There are many different logging frameworks in Java. This article will focus on Logback and Log4j2, as these are currently the most used frameworks. However, regardless of the framework, it is wise to separate security logging from general application logging. In both Logback and Log4j2, you can easily do this by adding markers to the logger. With a specific marker, like SECURITY or maybe even AUDIT, you can easily filter these out in your logs. You could also add an extra appender to your logger and filter on the specific marker to store or display these logs separately.
Logback
To implement Logback, you only need the logback-classic
dependency, as shown below. This will pull in both logback-core
and the slf4j-api
packages.
<dependency>
<groupId>ch.qos.logback</groupId>
<artifactId>logback-classic</artifactId>
<version>1.2.3</version>
</dependency>
Markers
Markers can be set with any given String and added to your logger regardless of the log level, as you see below.

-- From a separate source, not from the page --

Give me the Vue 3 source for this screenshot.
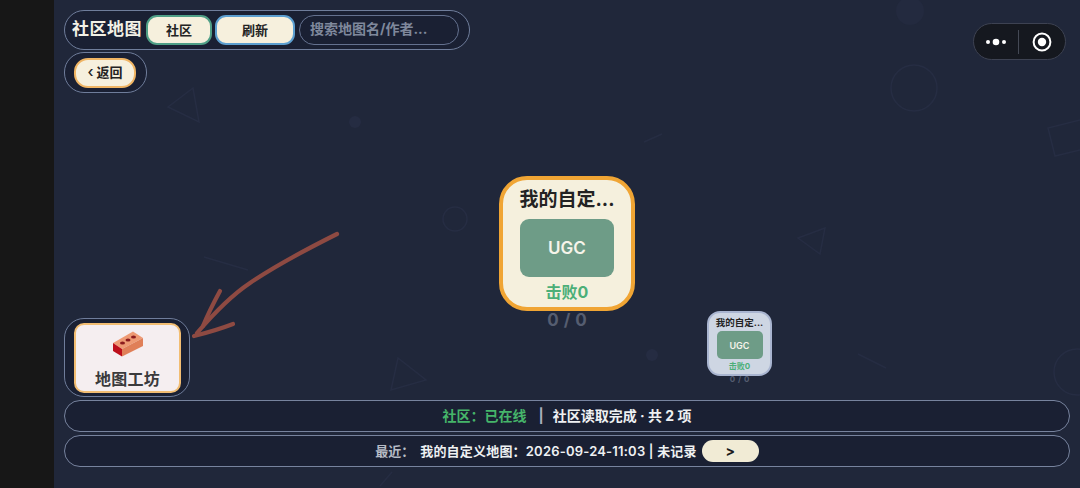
<script setup>
const cards = [
  { cls: 'big', title: '我的自定...', score: '击败0', count: '0 / 0' },
  { cls: 'small', title: '我的自定...', score: '击败0', count: '0 / 0' }
]
</script>

<template>
  <div class="page">
    <div class="rail"></div>
    <main class="main">
      <svg class="deco" width="1026" height="488" viewBox="54 0 1026 488" fill="none" stroke="#262d43" stroke-width="1.5">
        <path d="M168 107 L193 88 L199 122 Z" />
        <circle cx="914" cy="88" r="23" />
        <circle cx="455" cy="219" r="12" />
        <circle cx="355" cy="122" r="6" fill="#252c42" stroke="none" />
        <circle cx="652" cy="355" r="6" fill="#252c42" stroke="none" />
        <circle cx="910" cy="11" r="14" fill="#232a3f" stroke="none" />
        <path d="M1080 120 L1048 128 L1055 156 L1080 150" />
        <path d="M798 238 L825 228 L820 254 Z" />
        <path d="M204 257 L248 270" />
        <path d="M644 142 L662 134" />
        <path d="M858 354 L886 368" />
        <path d="M391 390 L398 358 L426 380 Z" />
        <circle cx="1077" cy="372" r="23" />
        <path d="M380 486 L392 472" />
      </svg>

      <div class="panel toolbar">
        <span class="title">社区地图</span>
        <button class="btn green">社区</button>
        <button class="btn blue">刷新</button>
        <div class="search">搜索地图名/作者...</div>
      </div>

      <div class="capsule">
        <svg width="24" height="10" viewBox="0 0 24 10" fill="#fff">
          <circle cx="4" cy="5" r="2" /><circle cx="12" cy="5" r="3.3" /><circle cx="20" cy="5" r="2" />
        </svg>
        <i class="sep"></i>
        <svg width="20" height="20" viewBox="0 0 20 20">
          <circle cx="10" cy="10" r="8.4" fill="none" stroke="#fff" stroke-width="2" />
          <circle cx="10" cy="10" r="4.2" fill="#fff" />
        </svg>
      </div>

      <div class="panel backwrap">
        <button class="btn back"><b>‹</b> 返回</button>
      </div>

      <div class="spacer"></div>

      <div class="panel workshop">
        <button class="work-btn">
          <svg width="34" height="28" viewBox="0 0 34 28">
            <path d="M2 12 L22 0.5 L32 7 L11 18 Z" fill="#ee9a74" />
            <path d="M2 12 L11 18 L11 25.5 L2 20 Z" fill="#bd0f1b" />
            <path d="M11 18 L32 7 L32 15 L11 25.5 Z" fill="#e07f58" />
            <ellipse cx="11.5" cy="12" rx="2.5" ry="1.6" fill="#8c1b1e" />
            <ellipse cx="17" cy="9" rx="2.5" ry="1.6" fill="#8c1b1e" />
            <ellipse cx="22.5" cy="6" rx="2.5" ry="1.6" fill="#8c1b1e" />
          </svg>
          <span>地图工坊</span>
        </button>
      </div>

      <div class="bar status">
        <span class="online">社区：已在线</span>
        <span class="pipe">|</span>
        <span>社区读取完成 · 共 2 项</span>
      </div>
      <div class="bar recent">
        <span class="muted">最近：</span>
        <span class="recent-text">我的自定义地图：2026-09-24-11:03 | 未记录</span>
        <button class="go">&gt;</button>
      </div>

      <div v-for="c in cards" :key="c.cls" class="node" :class="c.cls">
        <div class="card">
          <div class="name">{{ c.title }}</div>
          <div class="thumb">UGC</div>
          <div class="score">{{ c.score }}</div>
        </div>
        <div class="count">{{ c.count }}</div>
      </div>

      <svg class="arrow" width="160" height="115" viewBox="185 228 160 115" fill="none" stroke="#8e4a42" stroke-linecap="round" stroke-linejoin="round" stroke-width="4.2">
        <path d="M337 234 C 305 250 275 266 250 283 C 232 295 215 312 197 333" />
        <path d="M220 291 C 214 302 208 314 203 326" />
        <path d="M233 324 C 220 329 206 333 194 336" />
      </svg>
    </main>
  </div>
</template>

<style>
html, body { margin: 0; background: #20273a; }
</style>

<style scoped>
.page {
  display: flex;
  width: 1080px;
  height: 488px;
  overflow: hidden;
  font-family: Inter, "Noto Sans CJK SC", sans-serif;
}
.rail { width: 54px; flex: none; background: #171717; }
.main {
  position: relative;
  flex: 1;
  display: flex;
  flex-direction: column;
  padding: 10px 10px 21px;
  box-sizing: border-box;
  background: #20273a;
}
.deco { position: absolute; left: 0; top: 0; }
.panel {
  position: relative;
  box-sizing: border-box;
  background: #1a2033;
  border: 1px solid #6f7d9b;
  border-radius: 20px;
}
.toolbar {
  display: flex;
  align-items: center;
  width: 406px;
  height: 40px;
  padding-left: 7px;
}
.title {
  width: 74px;
  font-size: 17px;
  font-weight: 700;
  letter-spacing: .5px;
  line-height: 28px;
  padding-bottom: 2px;
  color: #f3f1e6;
  white-space: nowrap;
}
.btn {
  box-sizing: border-box;
  height: 30px;
  padding: 0 0 2px;
  background: #f6f0dd;
  border-radius: 11px;
  color: #232323;
  font: 700 13px Inter, "Noto Sans CJK SC", sans-serif;
}
.green { width: 66px; border: 2px solid #4f9f86; }
.blue { width: 80px; margin-left: 3px; border: 2px solid #5c9fd0; }
.search {
  box-sizing: border-box;
  width: 160px;
  height: 30px;
  margin-left: 4px;
  padding-left: 10px;
  border: 1px solid #64718f;
  border-radius: 15px;
  color: #7f889c;
  font-size: 14px;
  font-weight: 700;
  line-height: 26px;
  white-space: nowrap;
}
.capsule {
  position: absolute;
  right: 14px;
  top: 23px;
  display: flex;
  align-items: center;
  box-sizing: border-box;
  width: 93px;
  height: 37px;
  padding-left: 10px;
  background: #15181f;
  border: 1px solid #3d4252;
  border-radius: 19px;
}
.sep { width: 1px; height: 24px; margin: 0 13px 0 10px; background: #444955; }
.backwrap {
  display: flex;
  align-items: center;
  width: 83px;
  height: 41px;
  margin-top: 2px;
  padding-left: 9px;
}
.back {
  width: 62px;
  border: 2px solid #f0b564;
  border-radius: 14px;
  font-size: 13px;
}
.back b { font-size: 15px; font-weight: 500; }
.spacer { flex: 1; }
.workshop {
  display: flex;
  align-items: center;
  width: 126px;
  height: 79px;
  padding-left: 9px;
}
.work-btn {
  box-sizing: border-box;
  display: flex;
  flex-direction: column;
  align-items: center;
  width: 107px;
  height: 70px;
  padding: 6px 0 0;
  background: #f5eef0;
  border: 2px solid #f2bd72;
  border-radius: 10px;
  color: #3a3a3c;
  font: 700 16px/20px Inter, "Noto Sans CJK SC", sans-serif;
}
.work-btn span { margin-top: 10px; letter-spacing: .3px; }
.bar {
  position: relative;
  display: flex;
  align-items: center;
  justify-content: center;
  box-sizing: border-box;
  padding-bottom: 2px;
  background: #1a2033;
  border: 1px solid #77839e;
  border-radius: 16px;
  color: #eef0f2;
  font-size: 14px;
  font-weight: 700;
  white-space: nowrap;
}
.status { height: 32px; margin-top: 3px; }
.recent { height: 32px; margin-top: 3px; font-size: 13px; font-weight: 600; }
.recent-text { letter-spacing: .2px; }
.online { color: #46b56a; }
.pipe { margin: 0 9px 0 12px; color: #aab0bc; }
.muted { margin-right: 6px; color: #b7bcc6; }
.go {
  box-sizing: border-box;
  width: 57px;
  height: 22px;
  margin: 2px 0 0 5px;
  padding: 0;
  background: #f1ebd5;
  border: none;
  border-radius: 11px;
  color: #1c1c1c;
  font: 700 14px/22px Inter, sans-serif;
}
.node { position: absolute; display: flex; flex-direction: column; align-items: center; }
.big { left: 445px; top: 176px; width: 136px; }
.small { left: 653px; top: 311px; width: 65px; }
.card {
  box-sizing: border-box;
  display: flex;
  flex-direction: column;
  align-items: center;
  width: 100%;
  background: #f5f0dd;
}
.big .card { height: 135px; border: 4px solid #f0a534; border-radius: 28px; padding-top: 7px; }
.small .card { height: 65px; border: 2px solid #a9b5d0; border-radius: 13px; padding-top: 3px; background: #ced6e3; }
.name { color: #232323; font-weight: 700; white-space: nowrap; }
.big .name { font-size: 19px; line-height: 26px; }
.small .name { font-size: 9.5px; line-height: 13px; }
.thumb {
  display: flex;
  align-items: center;
  justify-content: center;
  background: #6e9c87;
  color: #f6f4ea;
  font-weight: 600;
}
.big .thumb { width: 94px; height: 58px; margin-top: 6px; border-radius: 9px; font-size: 17px; }
.small .thumb { width: 46px; height: 28px; margin-top: 2px; border-radius: 5px; font-size: 9px; }
.score { color: #4caf78; font-weight: 700; white-space: nowrap; }
.big .score { margin-top: 3px; font-size: 16px; line-height: 24px; }
.small .score { margin-top: 1px; font-size: 8px; line-height: 12px; }
.count { color: #555d70; font-weight: 700; word-spacing: 1px; }
.big .count { font-size: 17px; line-height: 18px; }
.small .count { font-size: 8px; line-height: 8px; margin-top: -1px; }
.arrow { position: absolute; left: 131px; top: 228px; }
</style>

private static final Logger logger = LoggerFactory.getLogger(LogbackExample.class);
private static final Marker security = MarkerFactory.getMarker("SECURITY");
public boolean login(String userName, String encryptedPassword) {
logger.warn(security, "login attempt by user: {}", userName);
...
}
Configuration
In the following example of Logback configuration, I have created two appenders to my logback.xml
file.
The first appender will show all the log lines in the console, including the marker I might have added. The second appender only filters out the security-specific logs based on the maker SECURITY and put these in a separate security log file per day.
<configuration>
<appender name="STDOUT" class="ch.qos.logback.core.ConsoleAppender">
<encoder>
<pattern>%d{HH:mm:ss.SSS} [%thread] %-8marker %-5level %logger{36} - %msg%n</pattern>
</encoder>
</appender>
<timestamp key="byDay" datePattern="yyyyMMdd"/>
<appender name="SECURITY-FILE" class="ch.qos.logback.core.FileAppender">
<filter class="ch.qos.logback.core.filter.EvaluatorFilter">
<evaluator class="ch.qos.logback.classic.boolex.OnMarkerEvaluator">
<marker>SECURITY</marker>
</evaluator>
<OnMatch>ACCEPT</OnMatch>
<OnMismatch>DENY</OnMismatch>
</filter>
<file> security-${byDay}.log</file>
<append>true</append>
<encoder>
<pattern>%d{HH:mm:ss.SSS} [%thread] %-8marker %-5level %logger{36} - %msg%n</pattern>
</encoder>
</appender>
<root level="warn">
<appender-ref ref="STDOUT" />
<appender-ref ref="SECURITY-FILE" />
</root>
</configuration>
Log4j2
To use, you have to include the log4j-api
and the log4j-core
package, as seen below.
<dependency>
<groupId>org.apache.logging.log4j</groupId>
<artifactId>log4j-api</artifactId>
<version>2.13.3</version>
</dependency>
<dependency>
<groupId>org.apache.logging.log4j</groupId>
<artifactId>log4j-core</artifactId>
<version>2.13.3</version>
</dependency>
Markers
Creating and adding the markers is similar to the Logback example; only this time, we use the specific Log4j manager to create the logger and the marker.
private static final Logger logger = LogManager.getLogger(Log4j2Example.class);
private static final Marker security = MarkerManager.getMarker("SECURITY");
public boolean login(String userName, String encryptedPassword) {
logger.warn(security, "login attempt by user: {}", userName);
...
}
Configuration
Similar to the Logback configuration, I created a configuration for Log4j2 with two appenders where the security log will get stored in a separate file based on the markers. This configuration needs to be in the log4j2.xml
on the classpath.
<?xml version="1.0" encoding="UTF-8"?>
<Configuration>
<Appenders>
<Console name="Console" target="SYSTEM_OUT">
<PatternLayout pattern="%d{HH:mm:ss.SSS} [%thread] %-8marker %-5level %logger{36} - %msg%n"/>
</Console>
<File name="SECURITY-FILE" fileName="securityFile.log">
<Filters>
<MarkerFilter marker="SECURITY" onMatch="ACCEPT" onMismatch="DENY"/>
</Filters>
<PatternLayout pattern="%d{HH:mm:ss.SSS} [%thread] %-8marker %-5level %logger{36} - %msg%n"/>
</File>
</Appenders>
<Loggers>
<Root level="WARN">
<AppenderRef ref="Console"/>
<AppenderRef ref="SECURITY-FILE"/>
</Root>
</Loggers>
</Configuration>
Logging for distributed systems
It is wise not to log to a single file per service for distributed systems. Instead, prefer using a central location. Using a central location to store your logs will make it easier to correlate log lines and find a potential problem.
Pro tip:When implementing centralized logging, it is often useful to configure your logs lines as JSON. This way, indexing, and searching will be easier and quicker.
In addition to centralized logging, you should also consider active monitoring and alerting on your log lines. Many different products can create real-time graphs based on your logs and actively alert you when things are above a predetermined threshold.
Conclusion
Logging is not something that you just do. Having a closer look at what you log, when you log it, and utilizing your logs, is essential for doing quick research or intervention. Although prevention is better than a cure, it is always possible that someone breaches your system, and you want to prevent further damage.
If this bitter moment ever comes, make sure your logs can help you!